Lobbyist reform bills in Pa. Senate
York County Republican state Sen. Scott Wagner and four of his colleagues are planning to roll out a series of bills they say will make how lobbyists interact with lawmakers more transparent.
The package of six bills, which haven't yet been formally introduced, would bring sweeping reform, such as requiring lobbyists to report anything of value given to lawmakers or state employees, the senators said.
"To me it just seems to be common sense that everything should be laid on the table," said Sen. Camera Bartolotta, R-Washington, Beaver and Greene counties, who will introduce one of the bills.
Joining Wagner and Bartolotta in introducing the bills are Sens. Ryan Aument, R-Lancaster County; John Eichelberger, R-Bliar County; and Guy Reschenthaler, R- Allegheny and Washington counties.
About five senators, including one Democrat, have shown interest in co-sponsoring the bills, said Jason High, Wagner's chief of staff.

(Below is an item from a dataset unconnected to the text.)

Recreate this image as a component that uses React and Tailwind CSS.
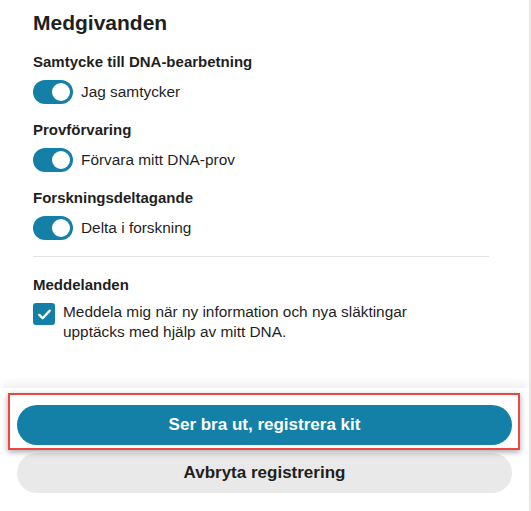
import React, { useState } from 'react';

function Toggle({ on, onClick }) {
  return (
    <button
      type="button"
      onClick={onClick}
      className={`relative flex h-[24px] w-[40px] shrink-0 items-center rounded-full px-[3px] ${
        on ? 'justify-end bg-[#1480a7]' : 'justify-start bg-[#c9c9c9]'
      }`}
    >
      <span className="block h-[18px] w-[18px] rounded-full bg-white" />
    </button>
  );
}

export default function App() {
  const [consent, setConsent] = useState({ dna: true, sample: true, research: true });
  const [notify, setNotify] = useState(true);

  const flip = (key) => setConsent((prev) => ({ ...prev, [key]: !prev[key] }));

  const items = [
    { key: 'dna', title: 'Samtycke till DNA-bearbetning', label: 'Jag samtycker' },
    { key: 'sample', title: 'Provförvaring', label: 'Förvara mitt DNA-prov' },
    { key: 'research', title: 'Forskningsdeltagande', label: 'Delta i forskning' },
  ];

  return (
    <div
      className="flex h-[511px] w-[531px] bg-[#ede8e2] text-[#1f1f1f]"
      style={{ fontFamily: '"Liberation Sans", Arial, sans-serif' }}
    >
      <div className="flex h-full w-[529px] flex-col bg-white">
        {/* Consent section */}
        <div className="flex-1 px-[33px] pt-[9px]">
          <h1 className="text-[21px] font-bold leading-[28px]">Medgivanden</h1>

          <div className="mt-[16px] flex flex-col gap-[17px]">
            {items.map((item) => (
              <div key={item.key}>
                <p className="text-[15px] font-bold leading-[18px]">{item.title}</p>
                <div className="mt-[9px] flex items-center gap-[8px]">
                  <Toggle on={consent[item.key]} onClick={() => flip(item.key)} />
                  <span className="text-[15.4px] leading-[20px]">{item.label}</span>
                </div>
              </div>
            ))}
          </div>

          <div className="mt-[16px] mr-[7px] h-px bg-[#e3e3e3]" />

          <p className="mt-[19px] text-[15px] font-bold leading-[18px]">Meddelanden</p>
          <label className="mt-[8px] flex cursor-pointer items-start gap-[8px]">
            <button
              type="button"
              onClick={() => setNotify(!notify)}
              className={`mt-[1px] flex h-[22px] w-[22px] shrink-0 items-center justify-center rounded-[3px] ${
                notify ? 'bg-[#1480a7]' : 'border-2 border-[#888] bg-white'
              }`}
            >
              {notify && (
                <svg width="15" height="15" viewBox="0 0 16 16" fill="none">
                  <path d="M2.5 8.5l3.5 3.5 7.5-8" stroke="white" strokeWidth="2.6" strokeLinecap="round" strokeLinejoin="round" />
                </svg>
              )}
            </button>
            <span className="max-w-[360px] text-[15.4px] leading-[20px]">
              Meddela mig när ny information och nya släktingar upptäcks med hjälp av mitt DNA.
            </span>
          </label>
        </div>

        {/* Action bar */}
        <div className="mb-[4px] flex flex-col gap-[8px] rounded-b-[10px] bg-white px-[17px] pb-[14px] pt-[17px] shadow-[0_-6px_10px_-2px_rgba(0,0,0,0.07)]">
          <div className="relative">
            <div className="absolute -bottom-[5px] -left-[9px] -right-[8px] -top-[12px] border-2 border-[#ea4747] shadow-[0_2px_6px_rgba(0,0,0,0.35)]" />
            <button
              type="button"
              className="relative h-[40px] w-full rounded-full bg-[#1480a7] text-[17px] font-bold text-white"
            >
              Ser bra ut, registrera kit
            </button>
          </div>
          <button
            type="button"
            className="h-[40px] w-full rounded-full bg-[#e9e9e9] text-[17px] font-bold text-[#1f1f1f]"
          >
            Avbryta registrering
          </button>
        </div>
      </div>
    </div>
  );
}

The bills: Wagner, R-Spring Garden Township, has taken the lead, sponsoring two of the bills, including the one that addresses the gift requirements. The other senators will each sponsor a bill.
“Lobbyists have their place in the legislative process, but the influence they wield continues to grow exponentially and must be reined in," Wagner said in a news release.
The five other bills would:
- Add "representing a membership organization" to the definition of lobbyist — Wagner
- Make public a Department of State-commissioned audit of the lobbying community — Aument
- Prohibit a lobbyist from being paid to work for any political campaign. Would also forbid a lobbyist from owning, being a partner in or serving as an officer or board member of a consulting firm that receives money for work done with political campaigns — Eichelberger
- Increase the fine for violations of the lobbyist law from $2,000 to $4,000 — Reschenthaler
- Require everyone who has to file a Statement of Financial Interest to disclose immediate family members who are required to register under the Lobby Disclosure Law. Would also require registered lobbyists to disclose family members who are required to file a Statement of Financial Interest — Bartolotta
Public officials, public employees, solicitors, candidates and nominees are required to file a Statement of Financial Interest.
The package: While the lawmakers would like to see all the bills become law, getting a few signed by Democratic Gov. Tom Wolf would bring more transparency to the lobbying system, High said.
"Any one of these makes things better," he said. "All of this stuff makes it more transparent."
Bartolotta said one of her staffers is married to a lobbyist and they told her they don't see any problems that could stem from the bills.
"This may be the freshman senator in me, but I can't imagine anyone having a problem with it," she said.